INSTALLATION: Requiem For (Our) Mother Natures

Created by Siobhán Arnold and Meagan Shein, the minds behind SIEN COLLECTIVE, Requiem for (our) Mother Natures is a new installation at Sparks Gallery consisting of 200 flowers hand sewn from found/recycled clear plastic meticulously hung into a cloud shaped form. Each flower is approximately 12” x 12”x 12” and is suspended by multicolored thread from the ceiling. 

“This installation is a natural outgrowth of our last installation, Vanitas which included several three- dimensional flowers sewn from discarded plastic. Requiem for (our) Mother Natures is an installation that is emblematic of our identities as women/mothers and is a gesture of collective mourning during this global pandemic.

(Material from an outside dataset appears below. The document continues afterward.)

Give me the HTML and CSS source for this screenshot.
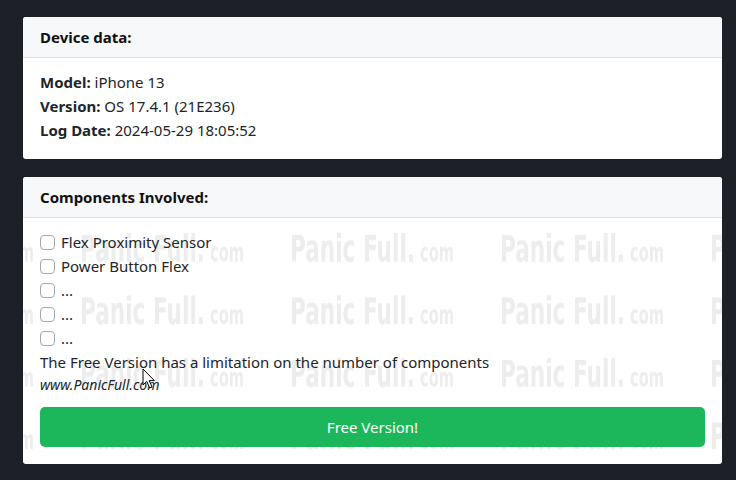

“Humans have a long and complex relationship with flowers. They symbolize women physiologically and sexually in coded ways. Flowers represent sexuality, romance, emotions such as happiness and love, social behavior and mourning. As women, we experience a societal expectation that an important part of our identity is in the domestic sphere – women love flowers, they adorn, they sew, and they mourn. The deliberate labor of hand stitching discarded plastic and creating something beautiful out of what would be trash is a both a meditative practice and an ecofeminist strategy to challenge some of these assumptions about our identities as women. Flowers have a life cycle – they blossom, age, decay and die. Plastic does not decay and die, it remains on our planet long after we are gone.  This large installation of sewn flowers from recycled plastic during this global moment of grief is a way to connect with others and make something meaningful out of abandoned materials. The gallery becomes a space of beauty, collective mourning, and remembrance.” – Siobhán Arnold & Meagan Shein

Meagan Shein & Siobhán Arnold | image courtesy of the artists

SIEN COLLECTIVE is a creative partnership between Siobhán Arnold and Meagan Shein, who met while studying Art at the University of Chicago. Remaining close friends after graduation, the two decided to begin collaborating in 2015 in order to explore shared artistic concerns. The two explain that their collaborative work “mines mythology, archetypes, history and fairy tale, employing the imagery of the natural and human world interchangeability. We articulate our position as women in our particular place in society and the physical world/environment. We are interested in challenging the existing narratives of dominance and submission within these worlds raising possibilities for alternative narratives, ones in which the silenced may speak and the oppressed may act.”